So I have gotten sucked into this cool game, Tower Defense -- apparently there's a whole genre, but this is the one I've been playing with the past couple of days.
It's a Flash game, and the premise is simple. You have a grid with two incoming gates and two outgoing gates. Enemies come in the incoming gates, and you have to kill them before they get to the outgoing gates. You lose one health point for every enemty that gets through. You have 20 health points and no way to get more.
So -- the point of the game is to build defense towers which run automatically. Each enemy you kill nets you a small amount of money, which you can use to build new towers, or upgrade existing ones. (You need to upgrade to keep up with the steadily increasing toughness of the enemies, of course.)

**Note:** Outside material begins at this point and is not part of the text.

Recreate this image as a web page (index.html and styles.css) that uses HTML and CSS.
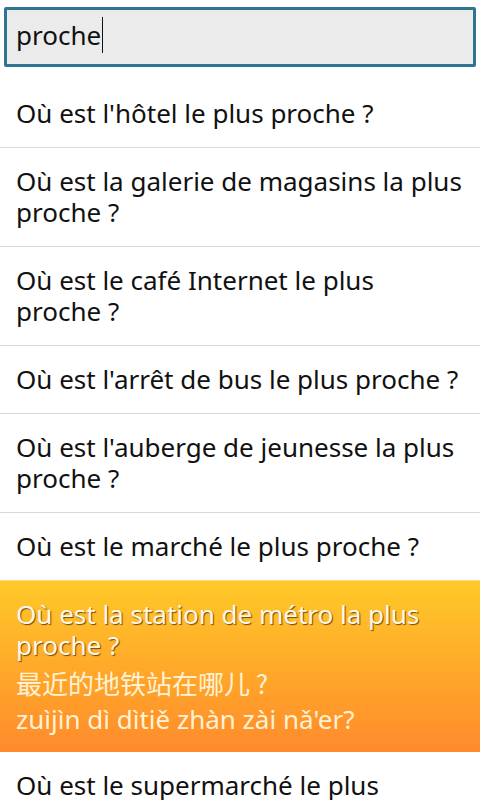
FILE: index.html
```html
<!DOCTYPE html>
<html lang="fr">
<head>
<meta charset="UTF-8">
<title>Recherche</title>
<link rel="stylesheet" href="styles.css">
</head>
<body>
	<div class="search">
		<div class="search-box">proche<span class="caret"></span></div>
	</div>
	<ul class="phrases">
		<li class="row">Où est l'hôtel le plus proche ?</li>
		<li class="row">Où est la galerie de magasins la plus proche ?</li>
		<li class="row">Où est le café Internet le plus proche ?</li>
		<li class="row">Où est l'arrêt de bus le plus proche ?</li>
		<li class="row">Où est l'auberge de jeunesse la plus proche ?</li>
		<li class="row">Où est le marché le plus proche ?</li>
		<li class="row selected">
			<div class="fr">Où est la station de métro la plus proche ?</div>
			<div class="zh">最近的地铁站在哪儿 ?</div>
			<div class="py">zuìjìn dì dìtiě zhàn zài nǎ'er?</div>
		</li>
		<li class="row">Où est le supermarché le plus proche ?</li>
	</ul>
</body>
</html>
```

FILE: styles.css
```css
body{
	margin:0;
	background:#fff;
	font-family:"Noto Sans","Open Sans","Noto Sans CJK SC",sans-serif;
	color:#111;
	width:480px;
	height:800px;
	overflow:hidden;
}
.search{
	padding:7px 4px 13px 4px;
}
.search-box{
	height:54px;
	border:3px solid #2d7592;
	border-radius:2px;
	background:#ebebeb;
	font-size:26px;
	line-height:50px;
	padding-left:9px;
	color:#111;
}
.caret{
	display:inline-block;
	width:1px;
	height:36px;
	background:#111;
	vertical-align:-8px;
	margin-left:1px;
}
.phrases{
	list-style:none;
	margin:0;
	padding:0;
}
.row{
	font-size:26px;
	line-height:31px;
	padding:18px 16px 18px 16px;
	border-bottom:1px solid #d9d9d9;
}
.selected{
	background:linear-gradient(#ffc928,#ff8a2c);
	border-top:1px solid #f7d88a;
	margin-top:-1px;
	border-bottom:none;
	padding-bottom:15px;
	color:#fff8e6;
	text-shadow:1px 1px 1px #6b4a10;
}
.selected .zh{
	font-family:"Noto Sans CJK SC",sans-serif;
	line-height:36px;
	padding-top:4px;
	text-shadow:none;
	color:#fff2d4;
}
.selected .py{
	line-height:36px;
	text-shadow:none;
	color:#fff2d4;
}
```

It's fun. I thought of a fun way to do some really cool programming with it. AutoHotKey can find the Flash window, and can scan the screen for whatever you need. It can click things, too. So my notion is to write an AHK front-end to play the game, with an IP connection to a strategy server. The strategy server would then use evolutionary programming to come up with board arrangements, and over time (perhaps a great deal of time, who knows?) you could watch the strategizer get really good at Tower Defense.
But it would be fun to try it.
My notion is that the instructions for a given strategy would consist of a series of builds at given coordinates, intermixed with upgrades to the towers built. Each instruction would only execute after there was enough money available for it. So you'd have a string of instructions which would express a given board setup.
To combine strategies, you'd just ... well, I guess you'd just cross the streams, so to speak, taking two (or more?) successful strategies, cut them at a random spot, and splice them together. You might want to have some cleanup rules (you can't upgrade squirter #3 if you didn't build three squirters, for instance.)
And then you'd let it run for a few weeks. You could get other people to download your script and run strategies, too.
It could be very, very cool...
So it turns out that AutoHotKey can indeed play Tower Defense; I recorded a script to set up my favorite opening last night. It occurs to me that it would be quite easy to set up a simple "strategy-description language" which would be a series of commands to be executed in order. Translating that higher-level language into an AHK script would be trivial.
So at least it would be possible to track strategies and compare them. That's step one in an evolutionary approach.
Couple that with a Python front-end to make it all more convenient, and we're off to the races!
OCR in Python. There isn't any, to speak of. While there do exist a few open-source OCR projects (Conjecture seems to have a great deal of promise!), none of them play well with Python. I may want to rectify that at some point.
Anyway, growing bored of simply writing AutoHotKey scripts to play Tower Defense, I quickly realized that I really needed a tool to start the game for me, and track the score and other stats for later analysis.
Well. That was fun, and it worked, but I really wanted something to monitor the score for me, and timing, and ... stuff. Which meant that I would have to read the actual graphical screen, because there's no handy-dandy textual output on that Flash app.
You'd think that would be trivial in 2007. But you'd be wrong.
Getting a snapshot of the screen was easy enough. I wrapped win32gui to get a window handle by the title (I'll document this later: Idtl), then installed PIL to grab the actual graphical data and manipulate it. To warm up with that, I set a timer to grab a four-pixel chunk of the screen so I could see whether the Flash had started or not (Tower Defense goes through an ad screen, then a splash screen, and only then does the game start.) That took a little putzing around, but the result was gratifying: my little utility could tell me when the game was ready to play. As long as the window was on my primary monitor, anyway (turns out PIL is not good with multiple monitors -- who knew?) So it turned out I had to move the window before all that.
And then I could grab the sections of the screen with the numbers on them for score, bonus, lives, timer, and money... And then it all screeched to a halt, because there are no open-source Python OCR libraries. At all. And clearly I don't have the time to adapt something -- hell, I don't even have time to do all this. I don't even have time to write this blog entry.
So of course I did the natural thing. I wrote my own special-purpose OCR, because clearly that would be saving time. I saved four hours before I started falling asleep, and it still can't tell 8 from 0 (but it does a fine job on the rest of the digits.) It was a lot of fun, actually. Idtl.
So. Proposal. It would be nice to work some with Conjecture, and produce the following: (1) a Python binding that can work in memory with PIL bitmaps, (2) a Web submitter for test graphics, and (3) an online tester and test database reporter. That would be really cool. Of course, only wIht.